Ketika pisah itu saya sempat diskusi dengan mas Ismail Yusanto yang memutuskan untuk tetap di dalam HT. Waktu itu saya katakan, “Nggak apa-apa kan, nggak ikut gerakannya, tapi tetap mengambil pemikiran Taqiyuddin.” Ia menjawab kira-kira, ”Wah nggak bener itu.”
Waktu itu saya dekat dengan mas Ismail. Saat itu ia menjabat sebagai pemimpin redaksi Majalah Himmah, majalah Islam yang cukup bergengsi di kampus saat itu. Saya yang tercantum sebagai bagian arsip, sering ikut membuat tulisan untuk majalah itu. Kita kadang-kadang rapat redaksi di rumah mas Ismail.
Meski kita sudah pisah, kadang-kadang ustadz Abdurrahman mendatangi tempat kos kita. Mengajak dialog dan memberikan nasihat dan kisah-kisah yang menyentuh hati kita.
Perpisahan itu sebenarnya menggelisahkan jiwa saya. Pengaruh senior yang dominan saat itu, membuat saya ragu untuk memberontak. Pemikiran-pemikiran Taqiyuddin sangat menyentuh akal dan jiwa saya.
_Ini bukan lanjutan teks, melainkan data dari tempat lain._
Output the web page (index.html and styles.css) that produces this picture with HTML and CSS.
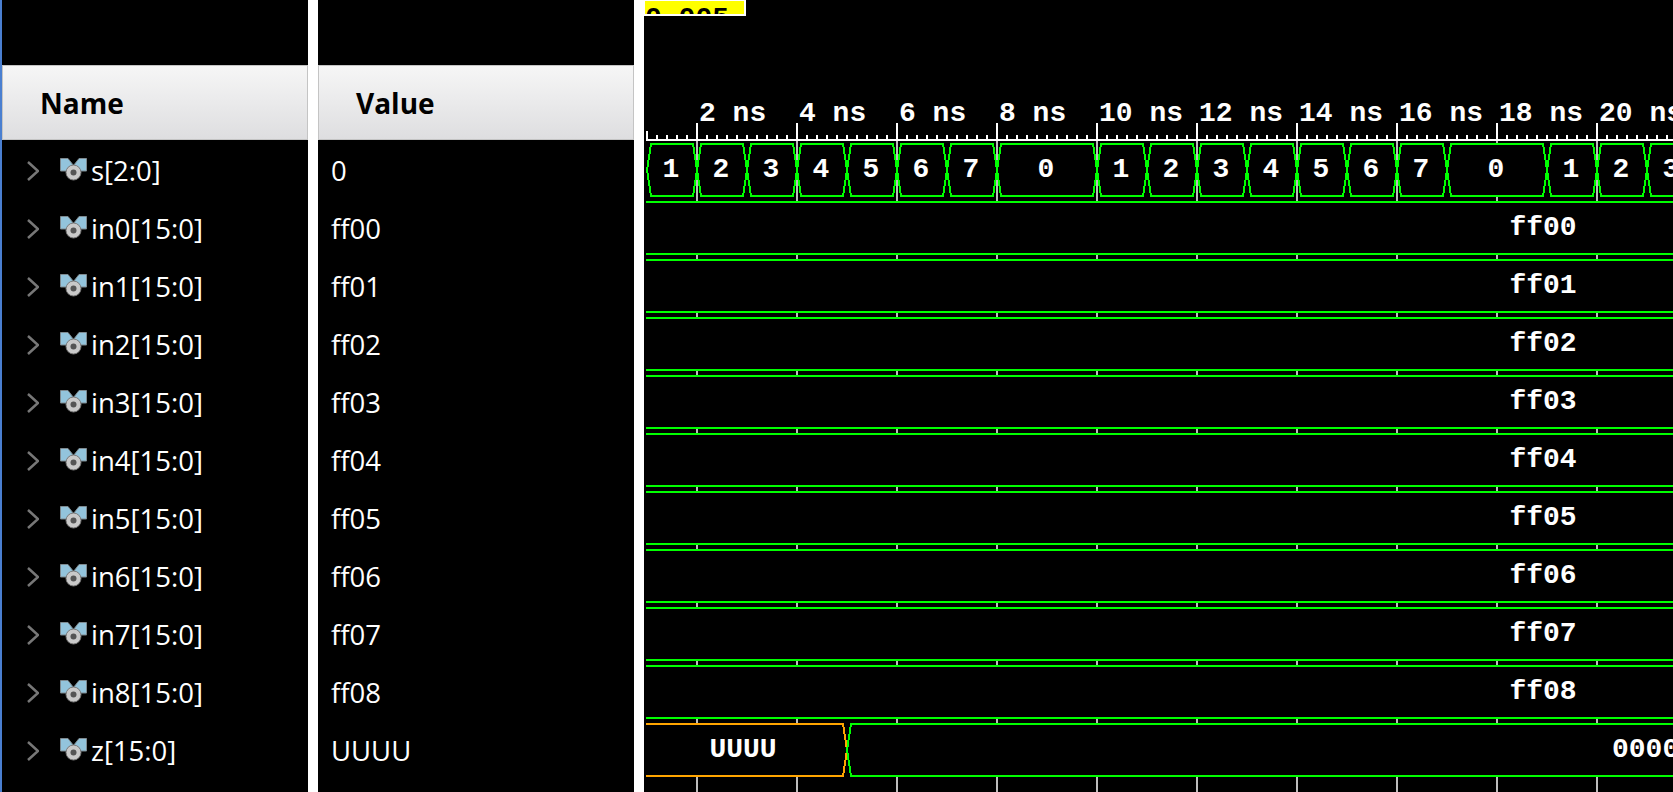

Pemikirannya membuat saya semangat dalam berdakwah cukup tinggi di kampus. Di samping saya sering membuat pengajian di kampus, juga sering menulis artikel-artikel Keislaman. Ketika tingkat satu IPB, saya membuat buletin Islam dan saya namakan Al Ankabut. Tahun kedua di IPB, alhamdulillah saya telah menjadi asisten dosen Agama Islam.
Semangat mengaji kitab Taqiyuddin dan dakwah di kampus di IPB yang menggelora saat itu menjadikan kuliah saya keteteran. Saya sering terlambat masuk kuliah dan sering juga tidak hadir perkuliahan. Sehingga ketika jalan di kampus itu saya kadang ragu lulus atau tidak. Beberapa teman saya bahkan harus DO dari kampus. Alhamdulillah saya akhirnya lulus, dengan nilai yang ‘mepet’.
Pemikiran Taqiyuddin memang mendalam. Baik masalah, akidah maupun syariah. Taqiyuddin menganggap bahwa akhlak adalah bagian dari syariah. Kitab-kitabnya menggunakan bahasa Arab yang lugas mudah dimengerti. Saya tadinya tidak bisa baca kitab-kitabnya. Tapi karena saya ingin tahu langsung arti kitab itu, maka saya hampir tiap hari buka Kamus Bahasa Arab-Indonesia karya Mahmud Yunus. Alhamdulillah akhirnya saya lumayan ngerti beberapa kitab Taqiyuddin.